3 - Les acides gras oméga-3
Globalement, pour résumer, j’ai montré que, dans l'alimentation, en particulier pendant la période qui entoure la naissance (néonatale), Il faut considérer quantitativement et qualitativement les quatre séries d'acides gras : saturée, mono-insaturée, linoléique et alpha-linolénique (ALA). Au cours du développement, il existe une relation directe entre le contenu nutritionnel en acides gras poly-insaturés oméga-3, la composition lipidique et la fluidité des membranes, les activités enzymatiques, certains paramètres électro-physiologiques (électrorétinogramme, audiogramme), neuro-sensoriels (vision, ouïe, goût), la fonction (test d'apprentissage, comportement) et la résistance à certains neurotoxiques. Mes recherches sur les oméga-3 ont fait l’objet de plus de 150 publications internationales. En conséquence, la nature des acides gras poly-insaturés (en particulier oméga-3) présents dans les laits adaptés pour nourrissons (prématurés comme nés à terme) conditionne les capacités visuelles, neurologiques et intellectuelles.

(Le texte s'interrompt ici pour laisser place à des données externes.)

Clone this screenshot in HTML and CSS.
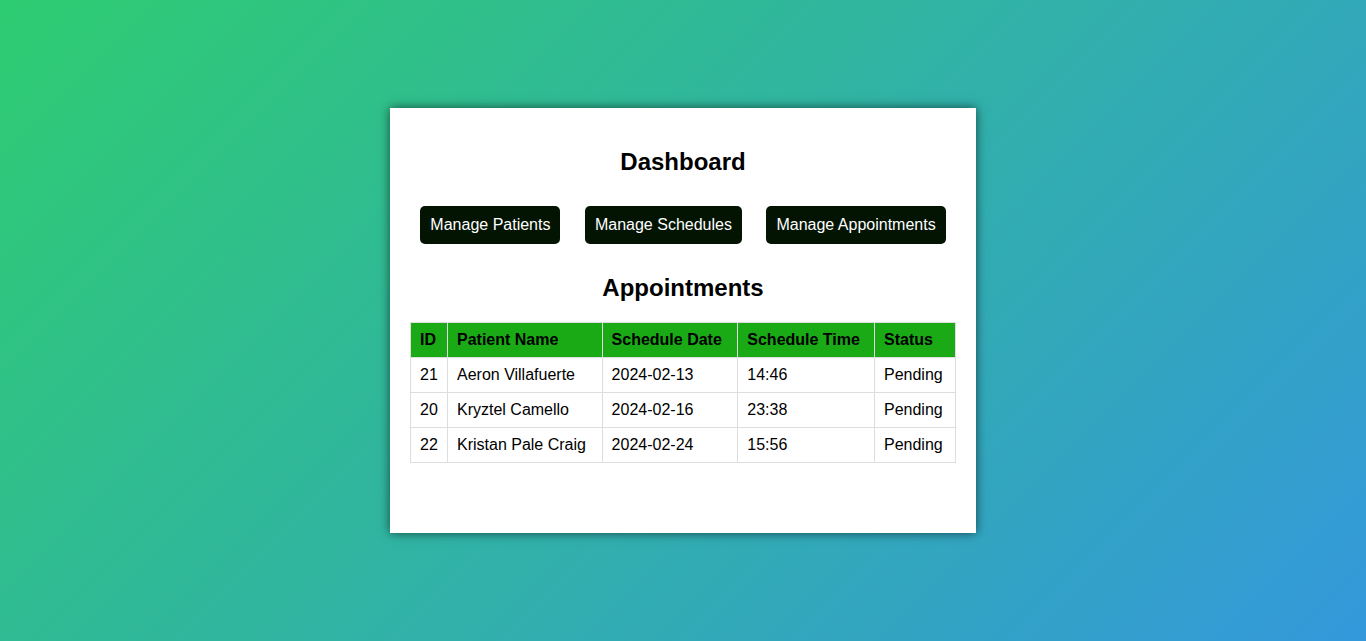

Les premiers travaux établissant la relation entre l’effet d’un nutriment, la structure et la fonction du cerveau ont porté sur l’ALA (acide alpha-linolénique, 18:3w3, 18:3 oméga-3, car il a 18 atomes de carbone), premier élément de la famille oméga-3. J’ai en effet d’abord montré, dès 1983, que les cultures de cellules cérébrales nécessitent, pour se différencier et être fonctionnelles, non seulement l’acide alpha-linolénique, mais aussi les très longues chaînes carbonées oméga-3 (le DHA en l’occurrence) et oméga-6. L’année suivant, je publiais que la carence en ALA provoque des anomalies dans la composition des divers types cellulaires et organites du cerveau (et du nerf périphérique) : neurones, astrocytes, oligodendrocytes, myéline, terminaisons nerveuses, réticulum endoplasmique. Le déficit très important en DHA est généralement compensé par un excès de 22:5 oméga-6 (acide docosapentaénoïque). La quantité totale d'acides gras poly-insaturés n'est donc pratiquement pas altérée, de même que celle des acides gras saturés et mono-insaturés. Au niveau des structures nerveuses, il est observé une préservation de l'ALA alimentaire (et une réutilisation du DHA), car une division quantitative par 21 dans l'alimentation ne se traduit que par une division par 2 dans les neurones. L’ALA alimentaire est très vraisemblablement allongé et désaturé par le foie en DHA (via l’EPA) qui est en fait l’acide gras essentiel pour le cerveau.